277 Comments on Potential Ryzen 7000-series CPU Specs and Pricing Leak, Ryzen 9 7950X Expected to hit 5.7 GHz
As for efficiency, I have linked to quite a few tests in which Zen3 is already either faster, more efficient, or both, when compared to ADL. I mean, just look at TPU's 12900K review? At stock, the 12900K loses to or ties with the 5950X in the following tests: Corona, Keyshot, V-Ray, UE4 game dev, Google Tesseract OCR, VMWare Workstation, 7-zip, AES & SHA3 encryption, H.264 & H.265 encoding. Now, we don't have power measurements for each of these tests, sadly. But we do know the stock power limits, as well as the per-core peak power of both CPUs. So, unless the 12900K has some kind of debilitating bottleneck that causes it to essentially sit idle, it is using slightly less power (in very light, low threaded workloads) as much power (in workloads that strike that balance of a few threads, but not very heavy ones) or more (in anything instruction dense or anything lightweight above ~3 active cores) than the 5950X. Some of these - rendering, compression, encryption and encoding, at least - are relatively instruction dense nT workloads, where the 12900K will be using more power than the 144W-limited 5950X. Yet it still loses. So, that kind of disproves your "It's more efficient at everything", no?

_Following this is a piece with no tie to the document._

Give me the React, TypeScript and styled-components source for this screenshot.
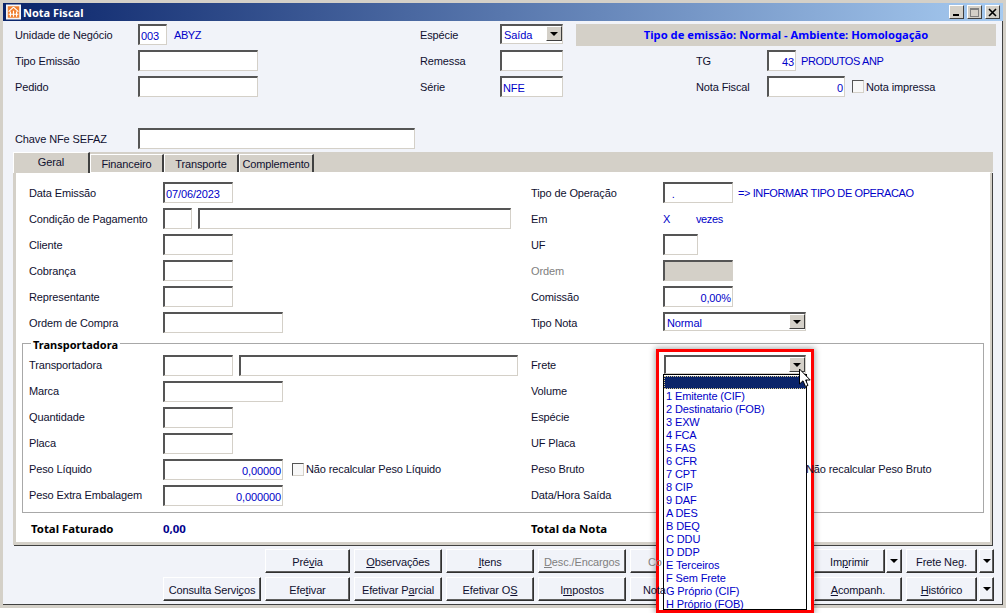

Would a low-clocked 16c ADL chip have better efficiency than the 12900K in these tests? That depends on the test, how well it utilizes E cores, and what clocks that chip could sustain at your proposed power levels - including crucial details about the specific silicon implementation that render speculation on this utterly pointless. Still, it is highly unlikely that this would represent a massive, earth-shattering efficiency improvement. And you entirely missed the point that the GC cores in SR aren't the same as the GC cores in ADL, and due to the different implementations their performance will vary quite a bit. And, once again: you have absoltuely no basis for claiming that a theoretical 16 P core CPU will be more efficient than the 5950X. None.

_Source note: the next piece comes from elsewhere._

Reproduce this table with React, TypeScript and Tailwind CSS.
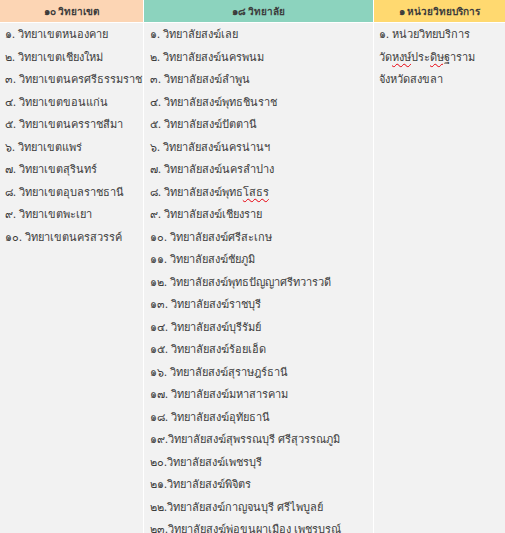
const regions = [
  "๑. วิทยาเขตหนองคาย",
  "๒. วิทยาเขตเชียงใหม่",
  "๓. วิทยาเขตนครศรีธรรมราช",
  "๔. วิทยาเขตขอนแก่น",
  "๕. วิทยาเขตนครราชสีมา",
  "๖. วิทยาเขตแพร่",
  "๗. วิทยาเขตสุรินทร์",
  "๘. วิทยาเขตอุบลราชธานี",
  "๙. วิทยาเขตพะเยา",
  "๑๐. วิทยาเขตนครสวรรค์",
];

const colleges = [
  "๑. วิทยาลัยสงฆ์เลย",
  "๒. วิทยาลัยสงฆ์นครพนม",
  "๓. วิทยาลัยสงฆ์ลำพูน",
  "๔. วิทยาลัยสงฆ์พุทธชินราช",
  "๕. วิทยาลัยสงฆ์ปัตตานี",
  "๖. วิทยาลัยสงฆ์นครน่านฯ",
  "๗. วิทยาลัยสงฆ์นครลำปาง",
  "๘. วิทยาลัยสงฆ์พุทธโสธร",
  "๙. วิทยาลัยสงฆ์เชียงราย",
  "๑๐. วิทยาลัยสงฆ์ศรีสะเกษ",
  "๑๑. วิทยาลัยสงฆ์ชัยภูมิ",
  "๑๒. วิทยาลัยสงฆ์พุทธปัญญาศรีทวารวดี",
  "๑๓. วิทยาลัยสงฆ์ราชบุรี",
  "๑๔. วิทยาลัยสงฆ์บุรีรัมย์",
  "๑๕. วิทยาลัยสงฆ์ร้อยเอ็ด",
  "๑๖. วิทยาลัยสงฆ์สุราษฎร์ธานี",
  "๑๗. วิทยาลัยสงฆ์มหาสารคาม",
  "๑๘. วิทยาลัยสงฆ์อุทัยธานี",
  "๑๙.วิทยาลัยสงฆ์สุพรรณบุรี ศรีสุวรรณภูมิ",
  "๒๐.วิทยาลัยสงฆ์เพชรบุรี",
  "๒๑.วิทยาลัยสงฆ์พิจิตร",
  "๒๒.วิทยาลัยสงฆ์กาญจนบุรี ศรีไพบูลย์",
  "๒๓.วิทยาลัยสงฆ์พ่อขุนผาเมือง เพชรบรณ์",
];

const Squiggle = ({ children }: { children: React.ReactNode }) => (
  <span className="underline decoration-wavy decoration-red-600 decoration-1 underline-offset-2">{children}</span>
);

const App = () => {
  return (
    <div className="w-[505px] h-[533px] overflow-hidden bg-white text-[11px] text-[#3c3c3c] font-['Tahoma','Noto_Sans',sans-serif]">
      <div className="grid grid-cols-[143px_229px_1fr] gap-px bg-white">
        {/* Header */}
        <div className="h-[22px] bg-[#fcd5b4] flex items-center justify-center font-bold text-[10px]">๑๐ วิทยาเขต</div>
        <div className="h-[22px] bg-[#8cd3be] flex items-center justify-center font-bold text-[10px]">๑๘ วิทยาลัย</div>
        <div className="h-[22px] bg-[#ffd970] flex items-center justify-center font-bold text-[10px]">๑ หน่วยวิทยบริการ</div>

        {/* Body */}
        <div className="bg-[#f2f2f2] h-[520px] pl-[5px] leading-[22.5px]">
          {regions.map((r) => (
            <div key={r} className="whitespace-nowrap">{r}</div>
          ))}
        </div>
        <div className="bg-[#f2f2f2] h-[520px] pl-[6px] leading-[22.5px]">
          {colleges.map((c) =>
            c === "๘. วิทยาลัยสงฆ์พุทธโสธร" ? (
              <div key={c} className="whitespace-nowrap">
                ๘. วิทยาลัยสงฆ์พุทธ<Squiggle>โสธร</Squiggle>
              </div>
            ) : (
              <div key={c} className="whitespace-nowrap">{c}</div>
            )
          )}
        </div>
        <div className="bg-[#f2f2f2] h-[520px] pl-[5px] leading-[22.5px]">
          <div>๑. หน่วยวิทยบริการ</div>
          <div>
            วัด<Squiggle>หงษ์</Squiggle>ประ<Squiggle>ดิษฐ</Squiggle>าราม
          </div>
          <div>จังหวัดสงขลา</div>
        </div>
      </div>
    </div>
  );
};

export default App;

Heck, look at TPU's 12900K testing at various power limits. Sure, it shines in low threaded workloads even with a 50W limit, demonstrating fantastic efficiency in those tasks, and great ST performance. But in anything multi threaded? In rendering tasks, at 125W it barely beats the 5800X, despite having 3x the threads and 8 E cores to help pull those loads. The same goes for chemistry and physics simulation, AI upscaling, game dev, 7-zip decompression, and all three video encoding tests. It even loses to the 5800X in encryption workloads. Sure, the 5800X pulls a bit more power (138W vs. 125W max), but ... yeah. That amazing scaling you're talking about doesn't exist. ADL scales extremely well in light, low threaded tasks, and otherwise scales fine in everything else. In MT/nT tests where it didn't already win by a ton, it loses a lot of performance as you reduce its power limits.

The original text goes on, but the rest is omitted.